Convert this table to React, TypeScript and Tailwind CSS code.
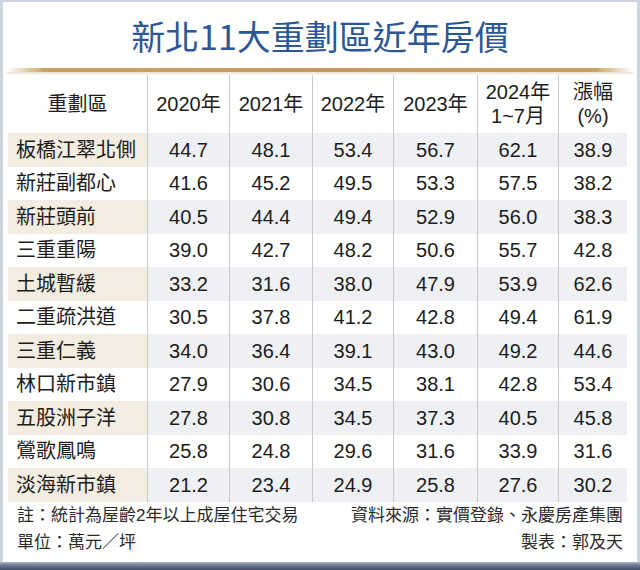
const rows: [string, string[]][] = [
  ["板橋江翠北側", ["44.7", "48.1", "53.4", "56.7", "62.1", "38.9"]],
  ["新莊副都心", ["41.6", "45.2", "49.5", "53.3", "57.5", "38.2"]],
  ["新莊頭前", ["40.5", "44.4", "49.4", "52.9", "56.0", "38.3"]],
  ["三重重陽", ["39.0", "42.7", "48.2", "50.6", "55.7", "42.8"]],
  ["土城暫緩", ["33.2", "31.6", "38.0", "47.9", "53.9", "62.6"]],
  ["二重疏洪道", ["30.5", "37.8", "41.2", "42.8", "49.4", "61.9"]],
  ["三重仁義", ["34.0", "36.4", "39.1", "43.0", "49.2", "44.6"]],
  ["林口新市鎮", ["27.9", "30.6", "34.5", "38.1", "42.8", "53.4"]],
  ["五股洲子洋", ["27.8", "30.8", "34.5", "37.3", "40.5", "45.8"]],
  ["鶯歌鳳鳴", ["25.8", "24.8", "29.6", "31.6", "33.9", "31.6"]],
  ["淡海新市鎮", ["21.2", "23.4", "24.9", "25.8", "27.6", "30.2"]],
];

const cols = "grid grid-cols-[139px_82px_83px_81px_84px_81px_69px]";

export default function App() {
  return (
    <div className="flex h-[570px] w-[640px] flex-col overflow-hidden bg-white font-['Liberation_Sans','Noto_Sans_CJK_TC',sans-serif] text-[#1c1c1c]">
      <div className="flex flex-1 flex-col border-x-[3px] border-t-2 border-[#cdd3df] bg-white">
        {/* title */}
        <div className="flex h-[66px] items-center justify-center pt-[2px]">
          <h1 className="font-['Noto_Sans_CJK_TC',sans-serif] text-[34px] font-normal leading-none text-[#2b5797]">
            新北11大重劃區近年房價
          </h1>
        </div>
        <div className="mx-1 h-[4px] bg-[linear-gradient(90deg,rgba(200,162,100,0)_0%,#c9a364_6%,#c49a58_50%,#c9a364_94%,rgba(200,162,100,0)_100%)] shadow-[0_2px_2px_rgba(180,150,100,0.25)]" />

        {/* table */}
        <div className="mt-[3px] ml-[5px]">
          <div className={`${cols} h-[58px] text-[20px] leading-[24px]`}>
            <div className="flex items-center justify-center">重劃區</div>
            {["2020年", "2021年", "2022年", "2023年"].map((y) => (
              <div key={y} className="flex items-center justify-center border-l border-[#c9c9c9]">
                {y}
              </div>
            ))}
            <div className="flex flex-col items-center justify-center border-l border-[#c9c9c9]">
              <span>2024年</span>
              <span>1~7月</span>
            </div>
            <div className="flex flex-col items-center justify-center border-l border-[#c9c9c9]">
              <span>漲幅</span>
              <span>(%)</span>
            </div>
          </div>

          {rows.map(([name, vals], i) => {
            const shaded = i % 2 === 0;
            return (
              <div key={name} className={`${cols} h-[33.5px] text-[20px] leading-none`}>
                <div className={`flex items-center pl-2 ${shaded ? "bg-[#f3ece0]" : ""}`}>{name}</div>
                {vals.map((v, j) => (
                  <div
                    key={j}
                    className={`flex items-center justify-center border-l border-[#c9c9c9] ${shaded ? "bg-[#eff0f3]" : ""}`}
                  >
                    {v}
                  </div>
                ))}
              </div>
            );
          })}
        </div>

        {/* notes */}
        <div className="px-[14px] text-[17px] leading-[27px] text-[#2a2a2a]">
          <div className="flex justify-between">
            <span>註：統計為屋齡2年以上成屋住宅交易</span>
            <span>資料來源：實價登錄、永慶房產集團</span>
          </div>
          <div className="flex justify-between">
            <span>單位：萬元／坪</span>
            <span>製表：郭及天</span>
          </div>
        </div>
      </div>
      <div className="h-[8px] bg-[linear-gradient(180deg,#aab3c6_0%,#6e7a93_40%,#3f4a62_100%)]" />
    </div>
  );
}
==*==
> **Problem details**: Repeat the data in full and exactly. Omit pictures.

> **Task result**:
Convert this table to React, TypeScript and Tailwind CSS code.
const rows: [string, string[]][] = [
  ["板橋江翠北側", ["44.7", "48.1", "53.4", "56.7", "62.1", "38.9"]],
  ["新莊副都心", ["41.6", "45.2", "49.5", "53.3", "57.5", "38.2"]],
  ["新莊頭前", ["40.5", "44.4", "49.4", "52.9", "56.0", "38.3"]],
  ["三重重陽", ["39.0", "42.7", "48.2", "50.6", "55.7", "42.8"]],
  ["土城暫緩", ["33.2", "31.6", "38.0", "47.9", "53.9", "62.6"]],
  ["二重疏洪道", ["30.5", "37.8", "41.2", "42.8", "49.4", "61.9"]],
  ["三重仁義", ["34.0", "36.4", "39.1", "43.0", "49.2", "44.6"]],
  ["林口新市鎮", ["27.9", "30.6", "34.5", "38.1", "42.8", "53.4"]],
  ["五股洲子洋", ["27.8", "30.8", "34.5", "37.3", "40.5", "45.8"]],
  ["鶯歌鳳鳴", ["25.8", "24.8", "29.6", "31.6", "33.9", "31.6"]],
  ["淡海新市鎮", ["21.2", "23.4", "24.9", "25.8", "27.6", "30.2"]],
];

const cols = "grid grid-cols-[139px_82px_83px_81px_84px_81px_69px]";

export default function App() {
  return (
    <div className="flex h-[570px] w-[640px] flex-col overflow-hidden bg-white font-['Liberation_Sans','Noto_Sans_CJK_TC',sans-serif] text-[#1c1c1c]">
      <div className="flex flex-1 flex-col border-x-[3px] border-t-2 border-[#cdd3df] bg-white">
        {/* title */}
        <div className="flex h-[66px] items-center justify-center pt-[2px]">
          <h1 className="font-['Noto_Sans_CJK_TC',sans-serif] text-[34px] font-normal leading-none text-[#2b5797]">
            新北11大重劃區近年房價
          </h1>
        </div>
        <div className="mx-1 h-[4px] bg-[linear-gradient(90deg,rgba(200,162,100,0)_0%,#c9a364_6%,#c49a58_50%,#c9a364_94%,rgba(200,162,100,0)_100%)] shadow-[0_2px_2px_rgba(180,150,100,0.25)]" />

        {/* table */}
        <div className="mt-[3px] ml-[5px]">
          <div className={`${cols} h-[58px] text-[20px] leading-[24px]`}>
            <div className="flex items-center justify-center">重劃區</div>
            {["2020年", "2021年", "2022年", "2023年"].map((y) => (
              <div key={y} className="flex items-center justify-center border-l border-[#c9c9c9]">
                {y}
              </div>
            ))}
            <div className="flex flex-col items-center justify-center border-l border-[#c9c9c9]">
              <span>2024年</span>
              <span>1~7月</span>
            </div>
            <div className="flex flex-col items-center justify-center border-l border-[#c9c9c9]">
              <span>漲幅</span>
              <span>(%)</span>
            </div>
          </div>

          {rows.map(([name, vals], i) => {
            const shaded = i % 2 === 0;
            return (
              <div key={name} className={`${cols} h-[33.5px] text-[20px] leading-none`}>
                <div className={`flex items-center pl-2 ${shaded ? "bg-[#f3ece0]" : ""}`}>{name}</div>
                {vals.map((v, j) => (
                  <div
                    key={j}
                    className={`flex items-center justify-center border-l border-[#c9c9c9] ${shaded ? "bg-[#eff0f3]" : ""}`}
                  >
                    {v}
                  </div>
                ))}
              </div>
            );
          })}
        </div>

        {/* notes */}
        <div className="px-[14px] text-[17px] leading-[27px] text-[#2a2a2a]">
          <div className="flex justify-between">
            <span>註：統計為屋齡2年以上成屋住宅交易</span>
            <span>資料來源：實價登錄、永慶房產集團</span>
          </div>
          <div className="flex justify-between">
            <span>單位：萬元／坪</span>
            <span>製表：郭及天</span>
          </div>
        </div>
      </div>
      <div className="h-[8px] bg-[linear-gradient(180deg,#aab3c6_0%,#6e7a93_40%,#3f4a62_100%)]" />
    </div>
  );
}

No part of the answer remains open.